→ **GIVEN ENTRIES**

———

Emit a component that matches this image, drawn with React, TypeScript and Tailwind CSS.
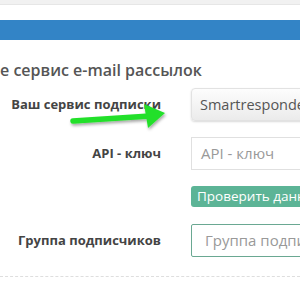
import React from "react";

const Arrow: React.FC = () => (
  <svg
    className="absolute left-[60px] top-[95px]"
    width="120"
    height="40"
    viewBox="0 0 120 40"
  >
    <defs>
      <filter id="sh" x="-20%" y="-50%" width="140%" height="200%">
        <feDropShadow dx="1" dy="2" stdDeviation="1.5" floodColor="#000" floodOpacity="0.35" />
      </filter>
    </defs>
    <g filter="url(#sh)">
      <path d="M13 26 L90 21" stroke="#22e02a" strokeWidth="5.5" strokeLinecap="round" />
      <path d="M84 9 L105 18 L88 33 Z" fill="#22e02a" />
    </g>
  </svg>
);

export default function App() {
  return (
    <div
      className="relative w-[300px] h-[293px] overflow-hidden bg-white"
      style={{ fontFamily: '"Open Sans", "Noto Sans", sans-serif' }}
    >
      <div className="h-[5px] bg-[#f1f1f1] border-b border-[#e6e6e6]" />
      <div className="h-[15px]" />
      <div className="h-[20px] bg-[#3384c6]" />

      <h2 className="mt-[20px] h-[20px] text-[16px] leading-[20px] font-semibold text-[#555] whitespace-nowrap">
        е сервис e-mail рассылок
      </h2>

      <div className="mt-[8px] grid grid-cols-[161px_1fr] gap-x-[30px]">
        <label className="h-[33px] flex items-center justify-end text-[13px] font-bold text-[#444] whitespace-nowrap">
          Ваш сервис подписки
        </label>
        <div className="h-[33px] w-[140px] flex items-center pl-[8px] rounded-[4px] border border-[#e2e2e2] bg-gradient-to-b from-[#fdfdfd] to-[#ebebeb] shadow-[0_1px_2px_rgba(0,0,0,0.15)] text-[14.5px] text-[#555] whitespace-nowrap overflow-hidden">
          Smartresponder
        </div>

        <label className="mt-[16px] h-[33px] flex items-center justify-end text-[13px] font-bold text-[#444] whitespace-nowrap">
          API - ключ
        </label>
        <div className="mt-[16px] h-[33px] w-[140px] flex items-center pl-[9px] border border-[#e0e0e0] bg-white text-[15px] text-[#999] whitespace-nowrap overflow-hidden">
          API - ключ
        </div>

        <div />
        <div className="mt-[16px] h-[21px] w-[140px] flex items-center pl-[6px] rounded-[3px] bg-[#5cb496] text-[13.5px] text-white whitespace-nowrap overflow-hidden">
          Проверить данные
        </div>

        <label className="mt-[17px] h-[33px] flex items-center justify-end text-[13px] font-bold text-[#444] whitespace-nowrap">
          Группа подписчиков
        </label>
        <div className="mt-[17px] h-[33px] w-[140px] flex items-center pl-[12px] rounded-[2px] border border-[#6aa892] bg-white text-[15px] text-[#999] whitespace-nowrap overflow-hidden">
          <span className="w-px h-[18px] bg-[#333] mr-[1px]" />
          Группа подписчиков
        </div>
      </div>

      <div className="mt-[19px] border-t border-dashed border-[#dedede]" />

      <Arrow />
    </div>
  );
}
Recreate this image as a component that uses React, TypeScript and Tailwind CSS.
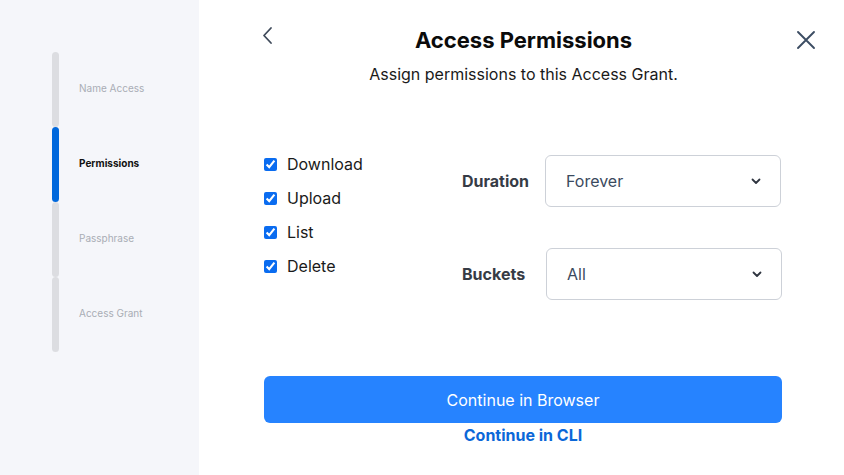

———

→ **SHORT TASK**
Work out how many lines in the records above contain the word "Tailwind", and give only that number.

→ **ANSWER IN FULL**
2